__Aim__. Retype each line exactly. Skip images.

-- begin Data extract --

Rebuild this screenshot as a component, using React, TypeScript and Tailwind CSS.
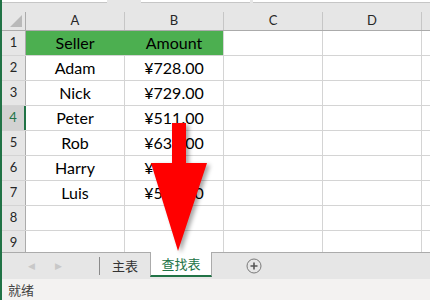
import React from 'react';

const COLS = ['A', 'B', 'C', 'D', ''];

const ROWS: [string, string][] = [
    ['Seller', 'Amount'],
    ['Adam', '¥728.00'],
    ['Nick', '¥729.00'],
    ['Peter', '¥511.00'],
    ['Rob', '¥631.00'],
    ['Harry', '¥548.00'],
    ['Luis', '¥572.00'],
    ['', ''],
    ['', ''],
];

const cjk = { fontFamily: '"Noto Sans CJK SC", "Noto Sans", sans-serif' };

const RedArrow: React.FC = () => (
    <svg
        className="absolute left-0 top-0 pointer-events-none"
        width="430"
        height="300"
        viewBox="0 0 430 300"
        style={{ filter: 'drop-shadow(3px 2px 2px rgba(0,0,0,0.35))' }}
    >
        <polygon
            points="170,123 184,123 184,163 205,163 176,251 149,163 170,163"
            fill="#ff0000"
        />
    </svg>
);

const App: React.FC = () => {
    return (
        <div
            className="relative w-[430px] h-[300px] overflow-hidden bg-white flex flex-col border-l-2 border-[#217346]"
            style={{ fontFamily: 'Lato, "Open Sans", sans-serif' }}
        >
            {/* formula bar edge */}
            <div className="h-[12px] shrink-0 bg-[#e6e6e6] flex gap-[3px] items-start">
                <div className="w-[105px] h-[3px] bg-white border-b border-[#c6c6c6]" />
                <div className="w-[28px]" />
                <div className="w-[109px] h-[3px] bg-white border-b border-[#c6c6c6]" />
                <div className="flex-1 h-[3px] bg-white border-b border-[#c6c6c6]" />
            </div>

            {/* grid */}
            <div className="h-[240px] shrink-0 overflow-hidden">
                {/* column headers */}
                <div className="flex h-[19px] bg-[#e6e6e6] border-b border-[#ababab]">
                    <div className="w-[24px] shrink-0 relative border-r border-[#ababab]">
                        <div className="absolute right-[3px] bottom-[3px] w-0 h-0 border-l-[12px] border-l-transparent border-b-[12px] border-b-[#b9b9b9]" />
                    </div>
                    {COLS.map((c, i) => (
                        <div
                            key={i}
                            className={`${c ? 'w-[99px] border-r border-[#c6c6c6]' : 'flex-1'} shrink-0 flex items-center justify-center text-[13px] text-[#262626]`}
                        >
                            {c}
                        </div>
                    ))}
                </div>

                {ROWS.map(([a, b], r) => (
                    <div key={r} className="flex h-[25px] border-b border-[#d4d4d4]">
                        <div
                            className={`w-[24px] shrink-0 flex items-center justify-center text-[13px] ${
                                r === 3
                                    ? 'bg-[#d2d2d2] text-[#217346] border-r-2 border-[#217346]'
                                    : 'bg-[#e6e6e6] text-[#262626] border-r border-[#ababab]'
                            }`}
                        >
                            {r + 1}
                        </div>
                        <div
                            className={`w-[99px] shrink-0 flex items-center justify-center text-[16px] text-black border-r ${
                                r === 0 ? 'bg-[#4caf50] border-[#4caf50]' : 'border-[#d4d4d4]'
                            }`}
                        >
                            {a}
                        </div>
                        <div
                            className={`w-[99px] shrink-0 flex items-center justify-center text-[16px] text-black border-r ${
                                r === 0 ? 'bg-[#4caf50] border-[#d4d4d4]' : 'border-[#d4d4d4]'
                            }`}
                        >
                            {b}
                        </div>
                        <div className="w-[99px] shrink-0 border-r border-[#d4d4d4]" />
                        <div className="w-[99px] shrink-0 border-r border-[#d4d4d4]" />
                        <div className="flex-1" />
                    </div>
                ))}
            </div>

            {/* sheet tabs */}
            <div className="h-[27px] shrink-0 bg-[#e6e6e6] border-t border-[#ababab] flex items-stretch">
                <div className="w-[97px] shrink-0 flex items-center text-[9px] text-[#c8c8c8]">
                    <span className="ml-[26px]">◀</span>
                    <span className="ml-[20px]">▶</span>
                </div>
                <div className="w-px my-[4px] bg-[#8a8a8a]" />
                <div className="w-[50px] flex items-center justify-center text-[13px] text-[#333]" style={cjk}>
                    主表
                </div>
                <div
                    className="w-[62px] -mt-px bg-white border-x border-[#ababab] border-b-2 border-b-[#217346] flex items-center justify-center text-[13px] text-[#217346] mb-[2px]"
                    style={cjk}
                >
                    查找表
                </div>
                <div className="flex items-center ml-[34px]">
                    <svg width="16" height="16" viewBox="0 0 16 16">
                        <circle cx="8" cy="8" r="7" fill="none" stroke="#7a7a7a" strokeWidth="1" />
                        <path d="M8 4.5v7M4.5 8h7" stroke="#555" strokeWidth="1.6" />
                    </svg>
                </div>
            </div>

            {/* status bar */}
            <div className="flex-1 bg-[#f3f2f1] flex items-center pl-[6px] text-[13px] text-[#444]" style={cjk}>
                就绪
            </div>

            <RedArrow />
        </div>
    );
};

export default App;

-- end Data extract --

__Output of the exercise__.
Rebuild this screenshot as a component, using React, TypeScript and Tailwind CSS.
import React from 'react';

const COLS = ['A', 'B', 'C', 'D', ''];

const ROWS: [string, string][] = [
    ['Seller', 'Amount'],
    ['Adam', '¥728.00'],
    ['Nick', '¥729.00'],
    ['Peter', '¥511.00'],
    ['Rob', '¥631.00'],
    ['Harry', '¥548.00'],
    ['Luis', '¥572.00'],
    ['', ''],
    ['', ''],
];

const cjk = { fontFamily: '"Noto Sans CJK SC", "Noto Sans", sans-serif' };

const RedArrow: React.FC = () => (
    <svg
        className="absolute left-0 top-0 pointer-events-none"
        width="430"
        height="300"
        viewBox="0 0 430 300"
        style={{ filter: 'drop-shadow(3px 2px 2px rgba(0,0,0,0.35))' }}
    >
        <polygon
            points="170,123 184,123 184,163 205,163 176,251 149,163 170,163"
            fill="#ff0000"
        />
    </svg>
);

const App: React.FC = () => {
    return (
        <div
            className="relative w-[430px] h-[300px] overflow-hidden bg-white flex flex-col border-l-2 border-[#217346]"
            style={{ fontFamily: 'Lato, "Open Sans", sans-serif' }}
        >
            {/* formula bar edge */}
            <div className="h-[12px] shrink-0 bg-[#e6e6e6] flex gap-[3px] items-start">
                <div className="w-[105px] h-[3px] bg-white border-b border-[#c6c6c6]" />
                <div className="w-[28px]" />
                <div className="w-[109px] h-[3px] bg-white border-b border-[#c6c6c6]" />
                <div className="flex-1 h-[3px] bg-white border-b border-[#c6c6c6]" />
            </div>

            {/* grid */}
            <div className="h-[240px] shrink-0 overflow-hidden">
                {/* column headers */}
                <div className="flex h-[19px] bg-[#e6e6e6] border-b border-[#ababab]">
                    <div className="w-[24px] shrink-0 relative border-r border-[#ababab]">
                        <div className="absolute right-[3px] bottom-[3px] w-0 h-0 border-l-[12px] border-l-transparent border-b-[12px] border-b-[#b9b9b9]" />
                    </div>
                    {COLS.map((c, i) => (
                        <div
                            key={i}
                            className={`${c ? 'w-[99px] border-r border-[#c6c6c6]' : 'flex-1'} shrink-0 flex items-center justify-center text-[13px] text-[#262626]`}
                        >
                            {c}
                        </div>
                    ))}
                </div>

                {ROWS.map(([a, b], r) => (
                    <div key={r} className="flex h-[25px] border-b border-[#d4d4d4]">
                        <div
                            className={`w-[24px] shrink-0 flex items-center justify-center text-[13px] ${
                                r === 3
                                    ? 'bg-[#d2d2d2] text-[#217346] border-r-2 border-[#217346]'
                                    : 'bg-[#e6e6e6] text-[#262626] border-r border-[#ababab]'
                            }`}
                        >
                            {r + 1}
                        </div>
                        <div
                            className={`w-[99px] shrink-0 flex items-center justify-center text-[16px] text-black border-r ${
                                r === 0 ? 'bg-[#4caf50] border-[#4caf50]' : 'border-[#d4d4d4]'
                            }`}
                        >
                            {a}
                        </div>
                        <div
                            className={`w-[99px] shrink-0 flex items-center justify-center text-[16px] text-black border-r ${
                                r === 0 ? 'bg-[#4caf50] border-[#d4d4d4]' : 'border-[#d4d4d4]'
                            }`}
                        >
                            {b}
                        </div>
                        <div className="w-[99px] shrink-0 border-r border-[#d4d4d4]" />
                        <div className="w-[99px] shrink-0 border-r border-[#d4d4d4]" />
                        <div className="flex-1" />
                    </div>
                ))}
            </div>

            {/* sheet tabs */}
            <div className="h-[27px] shrink-0 bg-[#e6e6e6] border-t border-[#ababab] flex items-stretch">
                <div className="w-[97px] shrink-0 flex items-center text-[9px] text-[#c8c8c8]">
                    <span className="ml-[26px]">◀</span>
                    <span className="ml-[20px]">▶</span>
                </div>
                <div className="w-px my-[4px] bg-[#8a8a8a]" />
                <div className="w-[50px] flex items-center justify-center text-[13px] text-[#333]" style={cjk}>
                    主表
                </div>
                <div
                    className="w-[62px] -mt-px bg-white border-x border-[#ababab] border-b-2 border-b-[#217346] flex items-center justify-center text-[13px] text-[#217346] mb-[2px]"
                    style={cjk}
                >
                    查找表
                </div>
                <div className="flex items-center ml-[34px]">
                    <svg width="16" height="16" viewBox="0 0 16 16">
                        <circle cx="8" cy="8" r="7" fill="none" stroke="#7a7a7a" strokeWidth="1" />
                        <path d="M8 4.5v7M4.5 8h7" stroke="#555" strokeWidth="1.6" />
                    </svg>
                </div>
            </div>

            {/* status bar */}
            <div className="flex-1 bg-[#f3f2f1] flex items-center pl-[6px] text-[13px] text-[#444]" style={cjk}>
                就绪
            </div>

            <RedArrow />
        </div>
    );
};

export default App;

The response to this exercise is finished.